▶ [EXERCISE OBJECTIVE] Omit every picture and return the rest of the data unaltered.

▶ [DATA LINES]

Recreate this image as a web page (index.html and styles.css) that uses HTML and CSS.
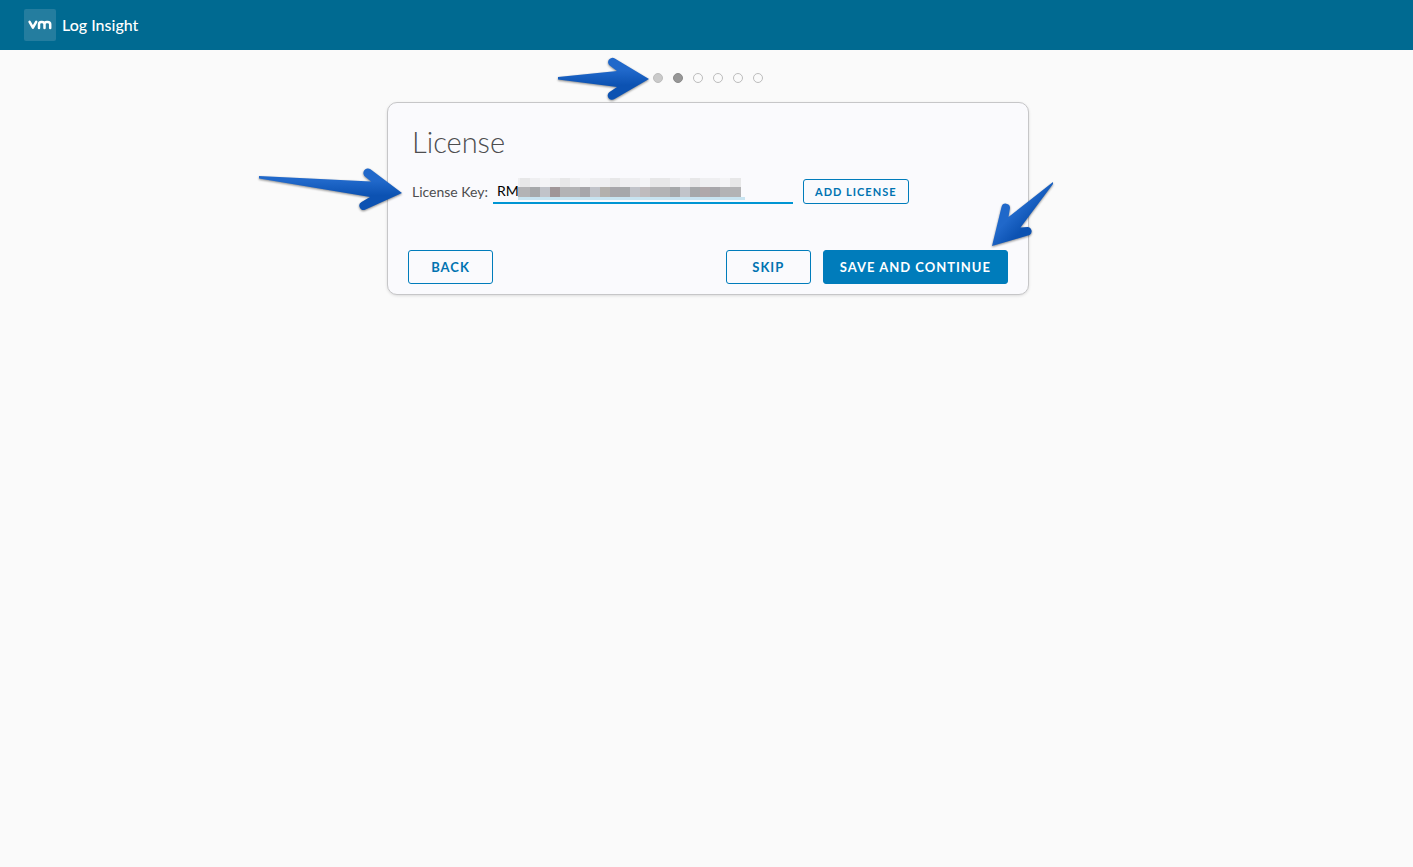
FILE: index.html
```
<!DOCTYPE html>
<html lang="en">
<head>
    <meta charset="UTF-8">
    <meta name="viewport" content="width=device-width, initial-scale=1.0">
    <title>Log Insight - License</title>
    <link rel="stylesheet" href="styles.css">
</head>
<body>
    <header class="header">
        <svg class="logo" viewBox="0 0 32 32" aria-label="vm">
            <rect width="32" height="32" rx="2" fill="#247d9f"/>
            <path d="M5.6 12.9L8.9 18.6L12.2 12.9M15 19V15.2Q15 12.9 17.2 12.9H18Q20.5 12.9 20.5 15.2V19M20.5 15.2Q20.5 12.9 22.8 12.9H23.6Q26.2 12.9 26.2 15.2V19" fill="none" stroke="#fff" stroke-width="2.5" stroke-linecap="round" stroke-linejoin="round"/>
        </svg>
        <span class="product">Log Insight</span>
    </header>

    <main class="wizard">
        <ol class="steps">
            <li class="step done"></li>
            <li class="step current"></li>
            <li class="step"></li>
            <li class="step"></li>
            <li class="step"></li>
            <li class="step"></li>
        </ol>

        <form class="card">
            <h1>License</h1>
            <div class="license-row">
                <label for="license-key">License Key:</label>
                <div class="key-field">
                    <input type="text" id="license-key" value="RM">
                    <!-- masked part of the key -->
                    <svg class="mask" width="228" height="22" viewBox="0 0 228 22" shape-rendering="crispEdges">
                        <rect width="223" height="9" fill="#efeff1"/>
                        <path d="M2 0h10v9h-10zM42 0h10v9h-10zM92 0h10v9h-10zM132 0h20v9h-20zM172 0h10v9h-10zM212 0h11v9h-11z" fill="#e7e7e8"/>
                        <path d="M22 0h10v9h-10zM62 0h10v9h-10zM122 0h10v9h-10zM162 0h10v9h-10zM202 0h10v9h-10z" fill="#f4f4f6"/>
                        <rect y="9" width="223" height="10" fill="#b3b3b5"/>
                        <path d="M12 9h10v10h-10zM102 9h10v10h-10zM152 9h10v10h-10zM172 9h10v10h-10z" fill="#a6a8aa"/>
                        <path d="M22 9h10v10h-10zM72 9h10v10h-10zM112 9h10v10h-10zM162 9h10v10h-10z" fill="#c1c3c9"/>
                        <path d="M62 9h10v10h-10zM92 9h10v10h-10zM192 9h10v10h-10z" fill="#a7a6aa"/>
                        <rect x="32" y="9" width="10" height="10" fill="#a09698"/>
                        <rect x="82" y="9" width="10" height="10" fill="#b3b0ac"/>
                        <rect x="122" y="9" width="10" height="10" fill="#bfbbbd"/>
                        <rect x="182" y="9" width="10" height="10" fill="#b0a8aa"/>
                        <rect y="19" width="227" height="3" fill="#c8e4f1"/>
                    </svg>
                </div>
                <button type="button" class="btn btn-small">Add License</button>
            </div>
            <div class="actions">
                <button type="button" class="btn">Back</button>
                <button type="button" class="btn skip">Skip</button>
                <button type="submit" class="btn btn-primary">Save and Continue</button>
            </div>
        </form>

        <!-- pointers to the step, the key and the save button -->
        <div class="pointers">
            <svg class="pointer to-steps" width="96" height="46" viewBox="0 0 96 46">
                <defs>
                    <linearGradient id="blue" x1="0" y1="0" x2="0" y2="1">
                        <stop offset="0.3" stop-color="#2068ca"/>
                        <stop offset="0.65" stop-color="#0c52b2"/>
                    </linearGradient>
                    <linearGradient id="blue-diagonal" x1="0" y1="0" x2="1" y2="1">
                        <stop offset="0.42" stop-color="#2068ca"/>
                        <stop offset="0.62" stop-color="#0c52b2"/>
                    </linearGradient>
                </defs>
                <path fill="url(#blue)" d="M2 21L61 15L54 9.8A4.3 4.3 0 0 1 58.8 2.6L93 23L58.5 43A4.3 4.3 0 0 1 53.5 36L61 31L2 23.5Z"/>
            </svg>
            <svg class="pointer to-key" width="148" height="46" viewBox="0 0 148 46">
                <path fill="url(#blue)" d="M2 10L114 15.5L108.5 11A4.3 4.3 0 0 1 113.5 3.2L145 27L108.5 43.6A4.3 4.3 0 0 1 104.5 36L113 31L2 12.5Z"/>
            </svg>
            <svg class="pointer to-save" width="66" height="68" viewBox="0 0 66 68">
                <path fill="url(#blue-diagonal)" d="M63 2V4L30.5 47.5L37.5 47A4.3 4.3 0 0 1 39.5 55L2 66L11.5 27A4.3 4.3 0 0 1 20 28L18.5 37Z"/>
            </svg>
        </div>
    </main>
</body>
</html>
```
FILE: styles.css
```
* {
    box-sizing: border-box;
}

body {
    margin: 0;
    min-height: 100vh;
    background: #fafafa;
    color: #4d4d4f;
    font-family: Lato, "Open Sans", sans-serif;
    font-size: 14px;
}

.header {
    display: flex;
    align-items: center;
    gap: 6px;
    height: 50px;
    padding: 0 24px;
    background: #006a91;
    color: #fff;
}

.logo {
    width: 32px;
    height: 32px;
}

.product {
    font-size: 16px;
    font-weight: 500;
    line-height: 20px;
}

.wizard {
    position: relative;
    display: flex;
    flex-direction: column;
    align-items: center;
    padding-left: 3px;
}

.steps {
    display: flex;
    gap: 10px;
    margin: 0;
    padding: 23px 0 19px;
    list-style: none;
}

.step {
    width: 10px;
    height: 10px;
    border: 1px solid #bdbdbd;
    border-radius: 50%;
}

.step.done {
    background: #cacaca;
}

.step.current {
    background: #979797;
    border-color: #8a8a8a;
}

.card {
    width: 100%;
    max-width: 642px;
    padding: 20px 20px 10px;
    background: #fafafd;
    border: 1px solid #c6c6c8;
    border-radius: 10px;
    box-shadow: 0 1px 3px rgba(0, 0, 0, 0.12);
}

h1 {
    margin: 0 4px;
    font-size: 29px;
    font-weight: 300;
    line-height: 38px;
}

.license-row {
    display: flex;
    align-items: center;
    margin: 18px 4px 46px;
}

.key-field {
    position: relative;
    flex: 0 1 300px;
    margin: 0 10px 0 5px;
}

.key-field input {
    display: block;
    width: 100%;
    height: 25px;
    padding: 0 4px;
    border: 0;
    border-bottom: 2px solid #0095d3;
    outline: 0;
    background: transparent;
    color: #000;
    font: inherit;
}

.mask {
    position: absolute;
    top: -1px;
    left: 25px;
}

.actions {
    display: flex;
    gap: 12px;
}

.btn {
    min-width: 85px;
    height: 34px;
    padding: 0 16px;
    background: transparent;
    border: 1px solid #007cbb;
    border-radius: 3px;
    color: #0073b1;
    font-family: inherit;
    font-size: 13px;
    font-weight: 700;
    letter-spacing: 1px;
    text-transform: uppercase;
    white-space: nowrap;
    cursor: pointer;
}

.btn-small {
    height: 25px;
    padding: 0 11px;
    font-size: 11px;
}

.btn-primary {
    background: #007cbb;
    color: #fff;
}

.skip {
    margin-left: auto;
}

/* zero-width column on the card's centre line */
.pointers {
    position: absolute;
    top: 0;
    left: calc(50% + 1px);
}

.pointer {
    position: absolute;
    filter: drop-shadow(0 1px 1px rgba(0, 0, 0, 0.45));
}

.to-steps {
    top: 6px;
    left: -152px;
}

.to-key {
    top: 116px;
    left: -451px;
}

.to-save {
    top: 130px;
    left: 282px;
}
```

▶ [FULL RESPONSE]
Recreate this image as a web page (index.html and styles.css) that uses HTML and CSS.
FILE: index.html
```
<!DOCTYPE html>
<html lang="en">
<head>
    <meta charset="UTF-8">
    <meta name="viewport" content="width=device-width, initial-scale=1.0">
    <title>Log Insight - License</title>
    <link rel="stylesheet" href="styles.css">
</head>
<body>
    <header class="header">
        <svg class="logo" viewBox="0 0 32 32" aria-label="vm">
            <rect width="32" height="32" rx="2" fill="#247d9f"/>
            <path d="M5.6 12.9L8.9 18.6L12.2 12.9M15 19V15.2Q15 12.9 17.2 12.9H18Q20.5 12.9 20.5 15.2V19M20.5 15.2Q20.5 12.9 22.8 12.9H23.6Q26.2 12.9 26.2 15.2V19" fill="none" stroke="#fff" stroke-width="2.5" stroke-linecap="round" stroke-linejoin="round"/>
        </svg>
        <span class="product">Log Insight</span>
    </header>

    <main class="wizard">
        <ol class="steps">
            <li class="step done"></li>
            <li class="step current"></li>
            <li class="step"></li>
            <li class="step"></li>
            <li class="step"></li>
            <li class="step"></li>
        </ol>

        <form class="card">
            <h1>License</h1>
            <div class="license-row">
                <label for="license-key">License Key:</label>
                <div class="key-field">
                    <input type="text" id="license-key" value="RM">
                    <!-- masked part of the key -->
                    <svg class="mask" width="228" height="22" viewBox="0 0 228 22" shape-rendering="crispEdges">
                        <rect width="223" height="9" fill="#efeff1"/>
                        <path d="M2 0h10v9h-10zM42 0h10v9h-10zM92 0h10v9h-10zM132 0h20v9h-20zM172 0h10v9h-10zM212 0h11v9h-11z" fill="#e7e7e8"/>
                        <path d="M22 0h10v9h-10zM62 0h10v9h-10zM122 0h10v9h-10zM162 0h10v9h-10zM202 0h10v9h-10z" fill="#f4f4f6"/>
                        <rect y="9" width="223" height="10" fill="#b3b3b5"/>
                        <path d="M12 9h10v10h-10zM102 9h10v10h-10zM152 9h10v10h-10zM172 9h10v10h-10z" fill="#a6a8aa"/>
                        <path d="M22 9h10v10h-10zM72 9h10v10h-10zM112 9h10v10h-10zM162 9h10v10h-10z" fill="#c1c3c9"/>
                        <path d="M62 9h10v10h-10zM92 9h10v10h-10zM192 9h10v10h-10z" fill="#a7a6aa"/>
                        <rect x="32" y="9" width="10" height="10" fill="#a09698"/>
                        <rect x="82" y="9" width="10" height="10" fill="#b3b0ac"/>
                        <rect x="122" y="9" width="10" height="10" fill="#bfbbbd"/>
                        <rect x="182" y="9" width="10" height="10" fill="#b0a8aa"/>
                        <rect y="19" width="227" height="3" fill="#c8e4f1"/>
                    </svg>
                </div>
                <button type="button" class="btn btn-small">Add License</button>
            </div>
            <div class="actions">
                <button type="button" class="btn">Back</button>
                <button type="button" class="btn skip">Skip</button>
                <button type="submit" class="btn btn-primary">Save and Continue</button>
            </div>
        </form>

        <!-- pointers to the step, the key and the save button -->
        <div class="pointers">
            <svg class="pointer to-steps" width="96" height="46" viewBox="0 0 96 46">
                <defs>
                    <linearGradient id="blue" x1="0" y1="0" x2="0" y2="1">
                        <stop offset="0.3" stop-color="#2068ca"/>
                        <stop offset="0.65" stop-color="#0c52b2"/>
                    </linearGradient>
                    <linearGradient id="blue-diagonal" x1="0" y1="0" x2="1" y2="1">
                        <stop offset="0.42" stop-color="#2068ca"/>
                        <stop offset="0.62" stop-color="#0c52b2"/>
                    </linearGradient>
                </defs>
                <path fill="url(#blue)" d="M2 21L61 15L54 9.8A4.3 4.3 0 0 1 58.8 2.6L93 23L58.5 43A4.3 4.3 0 0 1 53.5 36L61 31L2 23.5Z"/>
            </svg>
            <svg class="pointer to-key" width="148" height="46" viewBox="0 0 148 46">
                <path fill="url(#blue)" d="M2 10L114 15.5L108.5 11A4.3 4.3 0 0 1 113.5 3.2L145 27L108.5 43.6A4.3 4.3 0 0 1 104.5 36L113 31L2 12.5Z"/>
            </svg>
            <svg class="pointer to-save" width="66" height="68" viewBox="0 0 66 68">
                <path fill="url(#blue-diagonal)" d="M63 2V4L30.5 47.5L37.5 47A4.3 4.3 0 0 1 39.5 55L2 66L11.5 27A4.3 4.3 0 0 1 20 28L18.5 37Z"/>
            </svg>
        </div>
    </main>
</body>
</html>
```
FILE: styles.css
```
* {
    box-sizing: border-box;
}

body {
    margin: 0;
    min-height: 100vh;
    background: #fafafa;
    color: #4d4d4f;
    font-family: Lato, "Open Sans", sans-serif;
    font-size: 14px;
}

.header {
    display: flex;
    align-items: center;
    gap: 6px;
    height: 50px;
    padding: 0 24px;
    background: #006a91;
    color: #fff;
}

.logo {
    width: 32px;
    height: 32px;
}

.product {
    font-size: 16px;
    font-weight: 500;
    line-height: 20px;
}

.wizard {
    position: relative;
    display: flex;
    flex-direction: column;
    align-items: center;
    padding-left: 3px;
}

.steps {
    display: flex;
    gap: 10px;
    margin: 0;
    padding: 23px 0 19px;
    list-style: none;
}

.step {
    width: 10px;
    height: 10px;
    border: 1px solid #bdbdbd;
    border-radius: 50%;
}

.step.done {
    background: #cacaca;
}

.step.current {
    background: #979797;
    border-color: #8a8a8a;
}

.card {
    width: 100%;
    max-width: 642px;
    padding: 20px 20px 10px;
    background: #fafafd;
    border: 1px solid #c6c6c8;
    border-radius: 10px;
    box-shadow: 0 1px 3px rgba(0, 0, 0, 0.12);
}

h1 {
    margin: 0 4px;
    font-size: 29px;
    font-weight: 300;
    line-height: 38px;
}

.license-row {
    display: flex;
    align-items: center;
    margin: 18px 4px 46px;
}

.key-field {
    position: relative;
    flex: 0 1 300px;
    margin: 0 10px 0 5px;
}

.key-field input {
    display: block;
    width: 100%;
    height: 25px;
    padding: 0 4px;
    border: 0;
    border-bottom: 2px solid #0095d3;
    outline: 0;
    background: transparent;
    color: #000;
    font: inherit;
}

.mask {
    position: absolute;
    top: -1px;
    left: 25px;
}

.actions {
    display: flex;
    gap: 12px;
}

.btn {
    min-width: 85px;
    height: 34px;
    padding: 0 16px;
    background: transparent;
    border: 1px solid #007cbb;
    border-radius: 3px;
    color: #0073b1;
    font-family: inherit;
    font-size: 13px;
    font-weight: 700;
    letter-spacing: 1px;
    text-transform: uppercase;
    white-space: nowrap;
    cursor: pointer;
}

.btn-small {
    height: 25px;
    padding: 0 11px;
    font-size: 11px;
}

.btn-primary {
    background: #007cbb;
    color: #fff;
}

.skip {
    margin-left: auto;
}

/* zero-width column on the card's centre line */
.pointers {
    position: absolute;
    top: 0;
    left: calc(50% + 1px);
}

.pointer {
    position: absolute;
    filter: drop-shadow(0 1px 1px rgba(0, 0, 0, 0.45));
}

.to-steps {
    top: 6px;
    left: -152px;
}

.to-key {
    top: 116px;
    left: -451px;
}

.to-save {
    top: 130px;
    left: 282px;
}
```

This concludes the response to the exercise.